Da Casorati, che lo studia dal punto di vista cromatico (come rivelano i suoi appunti sulle cartoline degli Scrovegni) a de Chirico, che resta affascinato dal vuoto che il toscano inserisce tra i corpi e che oggi potremmo quasi definire pre-metafisico, da Giorgio Morandi a Fausto Melotti, da Mario Radice a Lucio Fontana, sono tanti gli artisti che nel XX secolo lo hanno incluso nella loro personale top ten e nei luoghi da non perdere. Anche per Henri Matisse le visite patavine (1901, 1931 e 1933) sono state una rivelazione: "Quando vedo gli affreschi di Giotto a Padova non mi preoccupo di sapere quale scena della vita di Cristo ho sotto gli occhi, ma percepisco immediatamente il sentimento che ne emerge, perché è nelle linee, nella composizione, nel colore". 

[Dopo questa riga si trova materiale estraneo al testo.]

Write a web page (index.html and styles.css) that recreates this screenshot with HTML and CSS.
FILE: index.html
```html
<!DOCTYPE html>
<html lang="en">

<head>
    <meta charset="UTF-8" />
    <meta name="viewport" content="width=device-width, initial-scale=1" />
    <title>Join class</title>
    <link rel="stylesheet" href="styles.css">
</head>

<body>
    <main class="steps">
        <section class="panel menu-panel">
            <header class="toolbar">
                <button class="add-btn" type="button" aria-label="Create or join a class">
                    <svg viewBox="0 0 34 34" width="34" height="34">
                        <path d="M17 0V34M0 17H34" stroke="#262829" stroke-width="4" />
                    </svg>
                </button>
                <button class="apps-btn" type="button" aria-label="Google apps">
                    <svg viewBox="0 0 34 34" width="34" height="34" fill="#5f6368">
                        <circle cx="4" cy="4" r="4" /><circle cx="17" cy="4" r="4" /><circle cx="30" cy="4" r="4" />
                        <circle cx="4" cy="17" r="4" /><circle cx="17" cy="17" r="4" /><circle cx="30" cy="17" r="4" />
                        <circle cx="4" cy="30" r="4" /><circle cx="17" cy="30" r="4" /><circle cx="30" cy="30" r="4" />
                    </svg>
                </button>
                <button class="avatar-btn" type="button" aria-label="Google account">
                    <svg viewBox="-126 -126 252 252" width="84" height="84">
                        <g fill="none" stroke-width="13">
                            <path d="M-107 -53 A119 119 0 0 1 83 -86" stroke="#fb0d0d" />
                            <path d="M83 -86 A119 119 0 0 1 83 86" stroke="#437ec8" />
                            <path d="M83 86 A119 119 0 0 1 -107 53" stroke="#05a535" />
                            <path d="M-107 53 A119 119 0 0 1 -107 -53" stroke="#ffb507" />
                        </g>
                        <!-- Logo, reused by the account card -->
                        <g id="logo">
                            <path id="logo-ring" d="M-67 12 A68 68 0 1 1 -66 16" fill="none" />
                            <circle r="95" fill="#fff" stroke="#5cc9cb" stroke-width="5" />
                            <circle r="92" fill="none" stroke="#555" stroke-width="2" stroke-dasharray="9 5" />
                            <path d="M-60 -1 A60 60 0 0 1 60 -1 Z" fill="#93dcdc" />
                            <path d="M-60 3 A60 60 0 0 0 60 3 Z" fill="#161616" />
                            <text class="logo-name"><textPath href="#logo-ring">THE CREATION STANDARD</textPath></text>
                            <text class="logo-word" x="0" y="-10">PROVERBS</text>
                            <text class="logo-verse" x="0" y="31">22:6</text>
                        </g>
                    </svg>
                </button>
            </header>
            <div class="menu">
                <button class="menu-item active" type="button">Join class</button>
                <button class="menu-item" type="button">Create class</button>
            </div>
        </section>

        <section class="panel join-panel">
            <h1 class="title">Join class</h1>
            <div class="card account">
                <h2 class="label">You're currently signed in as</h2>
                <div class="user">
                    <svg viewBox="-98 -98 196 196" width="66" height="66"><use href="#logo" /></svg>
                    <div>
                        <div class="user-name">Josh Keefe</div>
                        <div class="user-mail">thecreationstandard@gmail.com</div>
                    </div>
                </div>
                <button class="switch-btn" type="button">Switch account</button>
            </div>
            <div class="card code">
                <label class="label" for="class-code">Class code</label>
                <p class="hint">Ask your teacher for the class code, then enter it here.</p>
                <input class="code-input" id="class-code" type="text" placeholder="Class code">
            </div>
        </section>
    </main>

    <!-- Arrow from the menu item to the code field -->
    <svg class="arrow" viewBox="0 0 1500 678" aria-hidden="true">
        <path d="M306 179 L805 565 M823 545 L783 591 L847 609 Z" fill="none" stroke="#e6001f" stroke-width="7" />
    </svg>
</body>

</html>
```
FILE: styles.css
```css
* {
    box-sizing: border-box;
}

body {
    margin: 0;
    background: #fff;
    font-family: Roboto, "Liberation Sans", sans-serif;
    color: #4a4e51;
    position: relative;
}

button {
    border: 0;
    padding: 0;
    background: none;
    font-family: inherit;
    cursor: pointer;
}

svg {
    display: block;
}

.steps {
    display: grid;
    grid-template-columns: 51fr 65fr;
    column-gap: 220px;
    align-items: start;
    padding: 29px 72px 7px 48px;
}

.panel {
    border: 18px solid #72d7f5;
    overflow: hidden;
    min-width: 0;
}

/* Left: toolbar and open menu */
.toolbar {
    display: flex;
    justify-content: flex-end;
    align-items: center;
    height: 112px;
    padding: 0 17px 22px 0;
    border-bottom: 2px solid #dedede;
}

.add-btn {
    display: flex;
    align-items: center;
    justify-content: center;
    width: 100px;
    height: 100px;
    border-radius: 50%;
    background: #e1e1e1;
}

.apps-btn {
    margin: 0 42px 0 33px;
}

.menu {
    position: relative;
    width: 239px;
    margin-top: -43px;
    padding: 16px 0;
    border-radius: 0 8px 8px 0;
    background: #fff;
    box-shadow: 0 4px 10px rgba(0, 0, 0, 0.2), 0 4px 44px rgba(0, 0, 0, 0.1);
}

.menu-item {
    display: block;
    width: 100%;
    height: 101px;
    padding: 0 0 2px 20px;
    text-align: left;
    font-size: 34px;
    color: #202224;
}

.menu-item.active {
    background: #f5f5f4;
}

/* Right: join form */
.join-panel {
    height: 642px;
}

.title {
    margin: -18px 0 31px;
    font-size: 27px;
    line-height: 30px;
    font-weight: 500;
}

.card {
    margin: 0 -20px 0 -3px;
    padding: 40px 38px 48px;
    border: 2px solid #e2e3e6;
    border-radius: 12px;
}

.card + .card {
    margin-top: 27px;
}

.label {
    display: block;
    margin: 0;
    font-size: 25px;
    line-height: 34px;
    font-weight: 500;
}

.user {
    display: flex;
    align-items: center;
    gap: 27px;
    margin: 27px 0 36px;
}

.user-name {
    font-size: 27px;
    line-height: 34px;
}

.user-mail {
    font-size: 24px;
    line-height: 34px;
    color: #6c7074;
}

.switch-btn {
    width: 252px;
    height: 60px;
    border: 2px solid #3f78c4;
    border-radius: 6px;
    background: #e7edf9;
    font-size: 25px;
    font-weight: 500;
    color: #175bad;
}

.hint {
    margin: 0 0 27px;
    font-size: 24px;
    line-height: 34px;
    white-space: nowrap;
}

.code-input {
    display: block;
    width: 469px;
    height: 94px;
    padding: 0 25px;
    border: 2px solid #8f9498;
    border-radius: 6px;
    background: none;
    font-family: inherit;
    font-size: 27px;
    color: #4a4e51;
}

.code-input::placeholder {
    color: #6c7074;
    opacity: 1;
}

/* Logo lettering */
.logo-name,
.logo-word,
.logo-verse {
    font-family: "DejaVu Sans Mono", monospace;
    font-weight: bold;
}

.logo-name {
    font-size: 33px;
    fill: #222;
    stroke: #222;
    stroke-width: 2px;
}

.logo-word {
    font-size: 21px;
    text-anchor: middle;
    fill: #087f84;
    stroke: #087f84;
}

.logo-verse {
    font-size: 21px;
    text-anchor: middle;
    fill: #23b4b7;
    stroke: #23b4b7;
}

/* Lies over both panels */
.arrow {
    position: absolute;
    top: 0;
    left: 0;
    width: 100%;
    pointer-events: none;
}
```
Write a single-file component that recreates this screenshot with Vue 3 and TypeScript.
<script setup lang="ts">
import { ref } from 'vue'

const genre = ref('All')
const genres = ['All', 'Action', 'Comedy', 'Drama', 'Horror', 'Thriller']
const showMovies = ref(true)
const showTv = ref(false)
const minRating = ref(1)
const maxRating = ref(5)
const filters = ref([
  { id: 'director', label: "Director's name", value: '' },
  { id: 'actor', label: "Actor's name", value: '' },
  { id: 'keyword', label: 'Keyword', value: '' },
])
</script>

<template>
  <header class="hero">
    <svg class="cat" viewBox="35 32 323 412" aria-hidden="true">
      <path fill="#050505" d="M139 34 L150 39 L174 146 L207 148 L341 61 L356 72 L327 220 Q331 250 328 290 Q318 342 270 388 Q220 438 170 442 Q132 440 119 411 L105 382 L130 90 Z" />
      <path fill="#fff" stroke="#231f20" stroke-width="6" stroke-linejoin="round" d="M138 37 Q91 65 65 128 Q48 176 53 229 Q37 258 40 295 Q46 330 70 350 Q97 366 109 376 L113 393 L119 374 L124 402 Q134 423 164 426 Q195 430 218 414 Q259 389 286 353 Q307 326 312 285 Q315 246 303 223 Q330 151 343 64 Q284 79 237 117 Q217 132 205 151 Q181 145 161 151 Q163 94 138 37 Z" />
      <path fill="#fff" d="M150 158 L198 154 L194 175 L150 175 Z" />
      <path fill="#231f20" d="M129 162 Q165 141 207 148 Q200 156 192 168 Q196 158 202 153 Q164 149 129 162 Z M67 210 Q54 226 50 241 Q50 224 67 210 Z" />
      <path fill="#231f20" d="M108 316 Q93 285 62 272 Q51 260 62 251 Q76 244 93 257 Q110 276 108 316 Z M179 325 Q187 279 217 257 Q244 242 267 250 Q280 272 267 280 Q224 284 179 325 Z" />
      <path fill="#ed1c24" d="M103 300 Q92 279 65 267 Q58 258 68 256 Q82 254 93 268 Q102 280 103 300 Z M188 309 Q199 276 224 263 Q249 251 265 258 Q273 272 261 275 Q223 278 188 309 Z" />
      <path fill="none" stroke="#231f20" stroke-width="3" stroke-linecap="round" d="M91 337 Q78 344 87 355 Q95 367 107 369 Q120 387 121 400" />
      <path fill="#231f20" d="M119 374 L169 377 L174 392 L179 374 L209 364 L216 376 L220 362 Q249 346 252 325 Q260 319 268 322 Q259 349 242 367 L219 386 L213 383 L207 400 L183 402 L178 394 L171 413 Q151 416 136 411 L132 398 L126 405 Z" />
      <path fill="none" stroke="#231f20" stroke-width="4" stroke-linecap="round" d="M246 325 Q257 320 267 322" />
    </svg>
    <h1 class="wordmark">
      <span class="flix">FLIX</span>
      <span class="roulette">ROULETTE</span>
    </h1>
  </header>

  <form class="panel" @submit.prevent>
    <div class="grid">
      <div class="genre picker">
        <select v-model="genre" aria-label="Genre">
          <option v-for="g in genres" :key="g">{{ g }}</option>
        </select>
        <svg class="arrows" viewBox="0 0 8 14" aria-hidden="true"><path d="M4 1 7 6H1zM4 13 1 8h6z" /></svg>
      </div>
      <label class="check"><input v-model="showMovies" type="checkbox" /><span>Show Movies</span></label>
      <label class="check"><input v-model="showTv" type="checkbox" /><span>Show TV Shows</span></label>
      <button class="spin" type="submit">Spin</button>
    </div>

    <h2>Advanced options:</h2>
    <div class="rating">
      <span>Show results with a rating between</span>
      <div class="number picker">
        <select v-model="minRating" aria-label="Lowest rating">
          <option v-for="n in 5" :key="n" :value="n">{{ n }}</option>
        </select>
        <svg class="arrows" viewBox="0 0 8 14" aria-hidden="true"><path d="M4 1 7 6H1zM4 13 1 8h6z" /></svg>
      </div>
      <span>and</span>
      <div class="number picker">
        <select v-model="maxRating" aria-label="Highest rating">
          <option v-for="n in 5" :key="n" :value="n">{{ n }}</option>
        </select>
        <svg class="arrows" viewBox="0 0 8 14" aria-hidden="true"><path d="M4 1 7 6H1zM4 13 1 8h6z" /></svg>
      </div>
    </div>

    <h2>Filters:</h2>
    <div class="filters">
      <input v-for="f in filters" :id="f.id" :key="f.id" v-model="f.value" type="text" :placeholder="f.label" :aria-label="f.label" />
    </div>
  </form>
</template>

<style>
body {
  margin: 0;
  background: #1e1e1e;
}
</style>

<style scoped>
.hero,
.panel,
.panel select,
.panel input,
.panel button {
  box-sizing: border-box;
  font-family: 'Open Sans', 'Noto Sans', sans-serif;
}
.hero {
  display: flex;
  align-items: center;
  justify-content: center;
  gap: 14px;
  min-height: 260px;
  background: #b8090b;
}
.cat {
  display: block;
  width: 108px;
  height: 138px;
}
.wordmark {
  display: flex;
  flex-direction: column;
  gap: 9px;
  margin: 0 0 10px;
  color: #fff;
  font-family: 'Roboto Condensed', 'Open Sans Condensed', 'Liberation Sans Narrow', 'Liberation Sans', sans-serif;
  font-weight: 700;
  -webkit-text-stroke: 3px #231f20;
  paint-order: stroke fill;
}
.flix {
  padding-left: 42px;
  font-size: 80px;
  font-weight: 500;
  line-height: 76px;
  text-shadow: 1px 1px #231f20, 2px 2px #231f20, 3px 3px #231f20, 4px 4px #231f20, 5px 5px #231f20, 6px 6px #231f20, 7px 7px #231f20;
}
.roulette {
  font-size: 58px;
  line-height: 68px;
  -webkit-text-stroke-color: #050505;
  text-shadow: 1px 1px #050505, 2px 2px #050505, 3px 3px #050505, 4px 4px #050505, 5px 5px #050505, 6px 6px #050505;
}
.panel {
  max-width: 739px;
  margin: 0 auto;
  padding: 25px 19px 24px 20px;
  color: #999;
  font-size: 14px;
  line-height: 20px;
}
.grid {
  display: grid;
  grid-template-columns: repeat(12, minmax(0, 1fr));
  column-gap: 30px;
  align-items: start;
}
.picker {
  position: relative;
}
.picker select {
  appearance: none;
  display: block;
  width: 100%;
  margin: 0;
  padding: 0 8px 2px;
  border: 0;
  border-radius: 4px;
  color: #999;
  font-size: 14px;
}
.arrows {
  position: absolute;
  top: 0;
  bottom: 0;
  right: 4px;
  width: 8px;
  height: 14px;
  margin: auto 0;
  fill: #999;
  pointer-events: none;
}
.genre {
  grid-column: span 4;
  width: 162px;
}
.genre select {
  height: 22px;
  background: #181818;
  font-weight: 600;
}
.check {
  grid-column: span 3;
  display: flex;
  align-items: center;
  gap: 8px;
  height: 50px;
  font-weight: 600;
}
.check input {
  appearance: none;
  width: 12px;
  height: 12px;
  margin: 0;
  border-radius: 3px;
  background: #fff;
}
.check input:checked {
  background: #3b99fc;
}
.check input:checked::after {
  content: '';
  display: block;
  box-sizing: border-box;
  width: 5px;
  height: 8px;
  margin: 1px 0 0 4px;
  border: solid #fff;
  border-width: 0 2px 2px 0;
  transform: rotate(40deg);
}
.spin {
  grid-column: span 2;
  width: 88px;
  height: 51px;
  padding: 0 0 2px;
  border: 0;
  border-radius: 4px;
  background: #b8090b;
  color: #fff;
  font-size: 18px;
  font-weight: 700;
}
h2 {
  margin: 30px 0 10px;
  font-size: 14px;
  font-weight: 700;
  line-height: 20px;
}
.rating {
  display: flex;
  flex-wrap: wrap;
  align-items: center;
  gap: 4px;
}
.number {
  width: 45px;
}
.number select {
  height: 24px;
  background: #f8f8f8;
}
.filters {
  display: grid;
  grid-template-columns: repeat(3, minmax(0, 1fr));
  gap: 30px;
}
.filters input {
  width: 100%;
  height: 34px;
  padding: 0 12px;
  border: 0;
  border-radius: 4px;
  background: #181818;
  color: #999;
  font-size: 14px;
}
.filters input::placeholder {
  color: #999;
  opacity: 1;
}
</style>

L'amore per Giotto oltrepassa quindi i confini italiani, non solo con Matisse, ma anche con gli inglesi Mark Gertler e Stanley Spencer, autore fra il 1926 e il 1932 della Sandham Memorial Chapel (Hampshire), una cappella dedicata alla memoria dei soldati progettata sul modello degli Scrovegni.  

Infine, oltre oceano, ritroviamo Giotto fra le passioni di uno dei massimi esponenti dell’astrazione, Mark Rothko, e nel maggiore esponente del Realismo americano, Edward Hopper, per il quale “l’arte che racchiude una verità fondamentale è sempre moderna. Per questo Giotto è moderno come Cézanne”. 

Per alcuni, quindi, il debito verso Giotto è espresso come una programmatica dichiarazione di intenti (Carrà, Sironi, Rothko, Matisse), per altri è l’occhio critico che, spesso a posteriori, individua caratteri e modi derivati dai connotati giotteschi, è il caso, ad esempio, dell’astratta modernità di alcune sue forme, che trovano echi nei quadrati di Josef Albers oppure dell’impalpabile blu trapunto di stelle della volta di Padova, che ha non poche analogie filosofiche con l’arte di Yves Klein.